* Dataset content
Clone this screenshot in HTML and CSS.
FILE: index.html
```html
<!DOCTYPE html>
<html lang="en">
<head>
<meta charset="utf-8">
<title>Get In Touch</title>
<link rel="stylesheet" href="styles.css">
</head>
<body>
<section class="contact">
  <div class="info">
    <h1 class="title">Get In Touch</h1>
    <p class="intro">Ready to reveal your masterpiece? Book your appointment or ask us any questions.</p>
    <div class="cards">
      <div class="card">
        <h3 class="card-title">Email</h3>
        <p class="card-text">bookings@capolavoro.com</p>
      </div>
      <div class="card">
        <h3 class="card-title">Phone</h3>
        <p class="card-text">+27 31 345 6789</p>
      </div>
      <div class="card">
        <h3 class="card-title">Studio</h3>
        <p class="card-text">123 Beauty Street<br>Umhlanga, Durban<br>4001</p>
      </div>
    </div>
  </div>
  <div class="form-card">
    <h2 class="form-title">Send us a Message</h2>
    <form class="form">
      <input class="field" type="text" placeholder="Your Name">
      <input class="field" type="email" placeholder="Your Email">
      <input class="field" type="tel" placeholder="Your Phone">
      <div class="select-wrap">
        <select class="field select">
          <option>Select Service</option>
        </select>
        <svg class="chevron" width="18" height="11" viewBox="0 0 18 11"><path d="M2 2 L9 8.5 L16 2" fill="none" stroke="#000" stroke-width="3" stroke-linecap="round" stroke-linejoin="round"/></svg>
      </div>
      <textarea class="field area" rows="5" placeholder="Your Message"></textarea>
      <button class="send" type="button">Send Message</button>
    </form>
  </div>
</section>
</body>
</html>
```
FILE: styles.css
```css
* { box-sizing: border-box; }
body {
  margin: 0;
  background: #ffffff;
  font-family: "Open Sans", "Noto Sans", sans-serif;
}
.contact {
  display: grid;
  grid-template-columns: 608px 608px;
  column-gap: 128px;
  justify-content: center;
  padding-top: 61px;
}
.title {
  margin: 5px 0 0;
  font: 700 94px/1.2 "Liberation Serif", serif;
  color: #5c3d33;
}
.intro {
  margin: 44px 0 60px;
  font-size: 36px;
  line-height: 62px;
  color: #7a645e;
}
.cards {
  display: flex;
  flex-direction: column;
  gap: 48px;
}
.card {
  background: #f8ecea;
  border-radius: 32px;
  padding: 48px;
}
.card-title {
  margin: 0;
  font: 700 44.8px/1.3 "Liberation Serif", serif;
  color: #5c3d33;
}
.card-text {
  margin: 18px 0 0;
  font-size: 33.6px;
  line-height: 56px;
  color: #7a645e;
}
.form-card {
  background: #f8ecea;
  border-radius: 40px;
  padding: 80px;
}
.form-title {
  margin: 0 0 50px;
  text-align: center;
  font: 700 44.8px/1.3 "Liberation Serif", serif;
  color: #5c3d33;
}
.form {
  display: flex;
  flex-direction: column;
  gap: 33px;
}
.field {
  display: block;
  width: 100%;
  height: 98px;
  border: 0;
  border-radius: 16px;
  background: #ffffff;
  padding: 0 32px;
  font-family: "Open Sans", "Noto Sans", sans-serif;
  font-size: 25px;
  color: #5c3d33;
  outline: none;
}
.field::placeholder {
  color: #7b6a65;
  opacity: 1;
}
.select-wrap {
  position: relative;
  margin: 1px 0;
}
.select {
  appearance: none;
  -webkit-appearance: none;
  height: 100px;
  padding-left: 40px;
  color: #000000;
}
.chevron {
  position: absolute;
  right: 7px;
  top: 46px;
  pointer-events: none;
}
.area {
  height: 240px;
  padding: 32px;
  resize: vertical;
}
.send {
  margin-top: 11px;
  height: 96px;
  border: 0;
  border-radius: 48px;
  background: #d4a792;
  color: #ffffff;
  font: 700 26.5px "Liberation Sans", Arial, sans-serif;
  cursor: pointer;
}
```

* The exercise
Transcribe the material exactly as it reads.

* Correct answer
Clone this screenshot in HTML and CSS.
FILE: index.html
```html
<!DOCTYPE html>
<html lang="en">
<head>
<meta charset="utf-8">
<title>Get In Touch</title>
<link rel="stylesheet" href="styles.css">
</head>
<body>
<section class="contact">
  <div class="info">
    <h1 class="title">Get In Touch</h1>
    <p class="intro">Ready to reveal your masterpiece? Book your appointment or ask us any questions.</p>
    <div class="cards">
      <div class="card">
        <h3 class="card-title">Email</h3>
        <p class="card-text">bookings@capolavoro.com</p>
      </div>
      <div class="card">
        <h3 class="card-title">Phone</h3>
        <p class="card-text">+27 31 345 6789</p>
      </div>
      <div class="card">
        <h3 class="card-title">Studio</h3>
        <p class="card-text">123 Beauty Street<br>Umhlanga, Durban<br>4001</p>
      </div>
    </div>
  </div>
  <div class="form-card">
    <h2 class="form-title">Send us a Message</h2>
    <form class="form">
      <input class="field" type="text" placeholder="Your Name">
      <input class="field" type="email" placeholder="Your Email">
      <input class="field" type="tel" placeholder="Your Phone">
      <div class="select-wrap">
        <select class="field select">
          <option>Select Service</option>
        </select>
        <svg class="chevron" width="18" height="11" viewBox="0 0 18 11"><path d="M2 2 L9 8.5 L16 2" fill="none" stroke="#000" stroke-width="3" stroke-linecap="round" stroke-linejoin="round"/></svg>
      </div>
      <textarea class="field area" rows="5" placeholder="Your Message"></textarea>
      <button class="send" type="button">Send Message</button>
    </form>
  </div>
</section>
</body>
</html>
```
FILE: styles.css
```css
* { box-sizing: border-box; }
body {
  margin: 0;
  background: #ffffff;
  font-family: "Open Sans", "Noto Sans", sans-serif;
}
.contact {
  display: grid;
  grid-template-columns: 608px 608px;
  column-gap: 128px;
  justify-content: center;
  padding-top: 61px;
}
.title {
  margin: 5px 0 0;
  font: 700 94px/1.2 "Liberation Serif", serif;
  color: #5c3d33;
}
.intro {
  margin: 44px 0 60px;
  font-size: 36px;
  line-height: 62px;
  color: #7a645e;
}
.cards {
  display: flex;
  flex-direction: column;
  gap: 48px;
}
.card {
  background: #f8ecea;
  border-radius: 32px;
  padding: 48px;
}
.card-title {
  margin: 0;
  font: 700 44.8px/1.3 "Liberation Serif", serif;
  color: #5c3d33;
}
.card-text {
  margin: 18px 0 0;
  font-size: 33.6px;
  line-height: 56px;
  color: #7a645e;
}
.form-card {
  background: #f8ecea;
  border-radius: 40px;
  padding: 80px;
}
.form-title {
  margin: 0 0 50px;
  text-align: center;
  font: 700 44.8px/1.3 "Liberation Serif", serif;
  color: #5c3d33;
}
.form {
  display: flex;
  flex-direction: column;
  gap: 33px;
}
.field {
  display: block;
  width: 100%;
  height: 98px;
  border: 0;
  border-radius: 16px;
  background: #ffffff;
  padding: 0 32px;
  font-family: "Open Sans", "Noto Sans", sans-serif;
  font-size: 25px;
  color: #5c3d33;
  outline: none;
}
.field::placeholder {
  color: #7b6a65;
  opacity: 1;
}
.select-wrap {
  position: relative;
  margin: 1px 0;
}
.select {
  appearance: none;
  -webkit-appearance: none;
  height: 100px;
  padding-left: 40px;
  color: #000000;
}
.chevron {
  position: absolute;
  right: 7px;
  top: 46px;
  pointer-events: none;
}
.area {
  height: 240px;
  padding: 32px;
  resize: vertical;
}
.send {
  margin-top: 11px;
  height: 96px;
  border: 0;
  border-radius: 48px;
  background: #d4a792;
  color: #ffffff;
  font: 700 26.5px "Liberation Sans", Arial, sans-serif;
  cursor: pointer;
}
```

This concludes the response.